A Conversation for Ask h2g2

The brain & the mind

Post 41

Teasswill

Certainly ability at maths & music often go together, so I imagine it uses a lot of the similar brain activity.


The brain & the mind

Post 42

Amy: ear-deep in novels, poetics, and historical documents.

I've been told musical ability and mathematical reasoning ability go together, but I've still yet to see just *how* they're connected, since once you get past the counting part of music it all goes towards expressive and musical elements.

But then I could just be dense again. smiley - erm


The brain & the mind

Post 43

a girl called Ben

Maths isn't really about numbers. Arithmetic is, and to some extent algebera and obviously calculus. But an awful lot of maths is not about numbers at all. It is about relationships and patterns and interactions.

I suspect that the links between maths and music are more to do with the ability to work with non-visual patterns than with numbers.

Having said that, I got my Music O'Level purely on my mathematical/numerical ability - I was red hot at the theory and completely rubbish at the practical.

smiley - whistle

Ben


The brain & the mind

Post 44

Amy: ear-deep in novels, poetics, and historical documents.

Hmm. That may be it, though. I've taken 2 years of Theory and I noticed it was mathematical in *nature*, but there wasn't a direct correlation which is why I got a bit confused, cause I was trying to treat it like algebra, geometry, trig, and calc.
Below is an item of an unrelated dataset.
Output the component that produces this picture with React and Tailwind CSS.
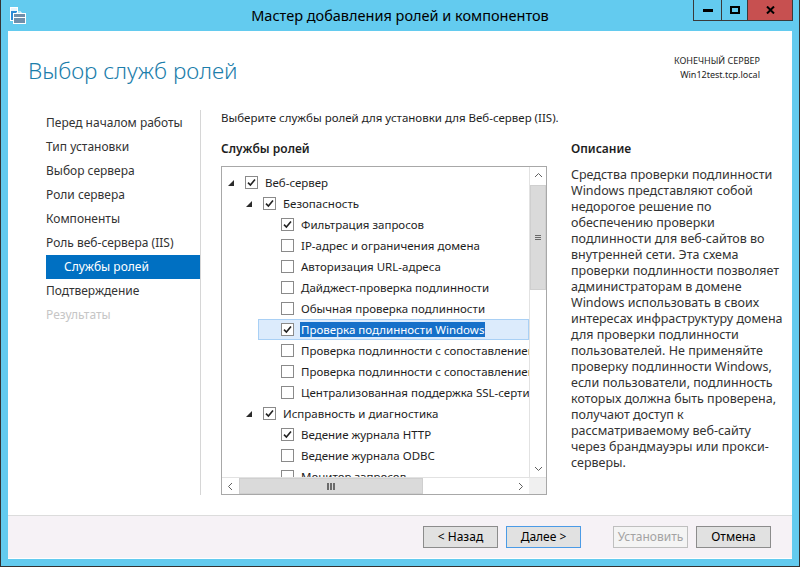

The mathematics of the performance aspect is more what still mystifies me, mostly cause the emotional end of it all seems to elude any mathematical explaination for me. smiley - weird


The brain & the mind

Post 45

xyroth

well, I was taking the information from various cognitive neurologists (among other sources). it is not unusual for there to be a difference of opinion between different specialities, as they all carry along various (mostly worthless) baggage from their subjects history.

I suspect that pinker is working from a basis of the various stages of developmental psychology that people pass through. this would tend to give different results, because different people move on at different rates.

neurologists have been looking for changes in the brain for many years, and when they see a significant change, they try and figure out what new ability has appeared, or old ability has disappeared.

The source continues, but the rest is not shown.